Requirements => Determine how many lines in the data below contain "this" and write only that number.

Supplied data =>
·····

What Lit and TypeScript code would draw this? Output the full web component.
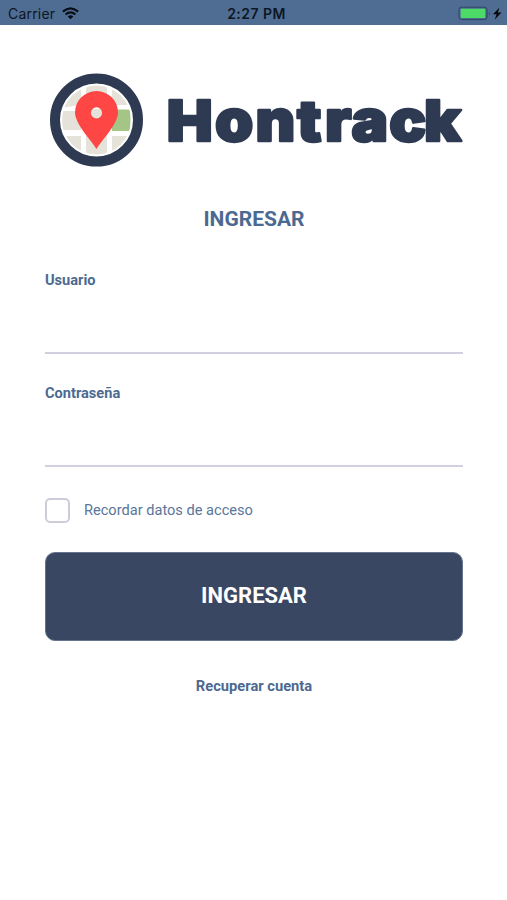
import { LitElement, html, css } from "lit";
import { customElement, property } from "lit/decorators.js";

@customElement("status-bar")
class StatusBar extends LitElement {
  static styles = css`
    :host { display: grid; grid-template-columns: 1fr auto 1fr; align-items: center; height: 25px; box-sizing: border-box; padding: 2px 4px 0 8px; background: #4f6d93; color: #0d1622; font-family: Inter, sans-serif; font-size: 14px; line-height: 22px; }
    .left { display: flex; align-items: center; gap: 7px; }
    .carrier { letter-spacing: 0.2px; }
    .time { padding-left: 2px; font-weight: 600; letter-spacing: 0.45px; }
    .right { display: flex; align-items: center; justify-content: flex-end; }
    svg { display: block; }
  `;
  render() {
    return html`
      <div class="left">
        <span class="carrier">Carrier</span>
        <svg width="17" height="13" viewBox="0 0 17 13">
          <g fill="none" stroke="#080e16" stroke-width="2.3">
            <path d="M0.9 4.7 Q8.5 -1.9 16.1 4.7" />
            <path d="M3.6 7.5 Q8.5 3.2 13.4 7.5" />
          </g>
          <path d="M5.7 9.4 Q8.5 7.2 11.3 9.4 L8.5 12.3Z" fill="#080e16" />
        </svg>
      </div>
      <span class="time">2:27 PM</span>
      <div class="right">
        <svg width="45" height="15" viewBox="0 0 45 15">
          <rect x="1" y="1.2" width="28" height="12.4" rx="2.5" fill="#4f6d93" stroke="#2e4562" />
          <rect x="2.7" y="2.8" width="24.6" height="9.2" rx="1" fill="#4bdb66" />
          <path d="M31 5.5q1.6 2 0 4z" fill="#2e4562" />
          <path d="M41.5 1.5L35 8.3h3.6L36.8 13.5L43.5 6.5h-3.7z" fill="#05080c" />
        </svg>
      </div>`;
  }
}

@customElement("brand-logo")
class BrandLogo extends LitElement {
  static styles = css`
    :host { display: block; }
    svg { display: block; }
    .word { font-family: Inter, sans-serif; font-weight: 900; font-size: 57px; fill: #2d3a52; stroke: #2d3a52; stroke-width: 2.4px; stroke-linejoin: round; }
  `;
  render() {
    return html`
      <svg width="420" height="96" viewBox="48 72 420 96">
        <defs><clipPath id="lens"><circle cx="96.5" cy="120" r="34.5" /></clipPath></defs>
        <circle cx="96.5" cy="120" r="41.5" fill="#fff" stroke="#2d3a52" stroke-width="10" />
        <g clip-path="url(#lens)" fill="#e5e3d9">
          <path d="M60 84H81V105L60 108ZM86 84H107V104H86ZM112 84H134V105H112ZM60 111H81V130H60ZM86 109H107V131H86ZM60 136H81V157H60ZM86 136H107V157H86ZM112 136H134V157H112Z" />
          <path d="M112 109.5H130.5V131H112Z" fill="#a5c586" />
        </g>
        <path fill-rule="evenodd" fill="#fe4644" d="M96.5 149C91 140 75 124 75 112.5A21.5 21.5 0 0 1 118 112.5C118 124 102 140 96.5 149ZM96.5 107.3a5.6 5.6 0 1 0 0 11.2a5.6 5.6 0 1 0 0-11.2Z" />
        <text class="word" transform="scale(1.074 1)" x="155.3 200.1 237.9 276.6 302.6 327.2 362.4 394.8" y="141.3">Hontrack</text>
      </svg>`;
  }
}

@customElement("line-field")
class LineField extends LitElement {
  @property() label = "";
  @property() type = "text";
  static styles = css`
    :host { display: block; }
    label { display: block; font-family: Roboto, sans-serif; font-weight: 700; font-size: 14.6px; line-height: 20px; color: #4c6a91; }
    input { display: block; box-sizing: border-box; width: 100%; height: 64px; padding: 0; border: 0; border-bottom: 2px solid #d2cfe0; border-radius: 0; background: none; outline: none; font: 16px Roboto, sans-serif; color: #37465f; }
  `;
  render() {
    return html`<label for="entry">${this.label}</label><input id="entry" type=${this.type} />`;
  }
}

@customElement("app-root")
class AppRoot extends LitElement {
  static styles = css`
    :host { display: block; height: 900px; background: #fff; overflow: hidden; font-family: Roboto, sans-serif; color: #4c6a91; }
    .brand { padding: 47px 0 0 48px; }
    .form { display: flex; flex-direction: column; padding: 37px 44px 0 45px; }
    .title { margin: 0 0 37px; text-align: center; font-size: 21px; line-height: 28px; font-weight: 700; }
    .user { margin-bottom: 29px; }
    .remember { display: flex; align-items: flex-start; gap: 14px; margin-top: 31px; height: 25px; font-size: 14.6px; line-height: 24px; color: #5a7699; }
    .box { box-sizing: border-box; width: 25px; height: 25px; border: 2px solid #cfccda; border-radius: 5px; }
    .submit { margin-top: 29px; height: 89px; padding: 0 0 2px; border: 1px solid #66758f; border-radius: 10px; background: #394763; color: #fff; font: 700 22px Roboto, sans-serif; }
    .recover { margin-top: 35px; text-align: center; font-size: 14.7px; line-height: 20px; font-weight: 700; }
  `;
  render() {
    return html`
      <status-bar></status-bar>
      <div class="brand"><brand-logo></brand-logo></div>
      <div class="form">
        <h1 class="title">INGRESAR</h1>
        <line-field class="user" label="Usuario"></line-field>
        <line-field label="Contraseña" type="password"></line-field>
        <div class="remember"><span class="box"></span><span>Recordar datos de acceso</span></div>
        <button class="submit">INGRESAR</button>
        <div class="recover">Recuperar cuenta</div>
      </div>`;
  }
}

·····

Written reply => 2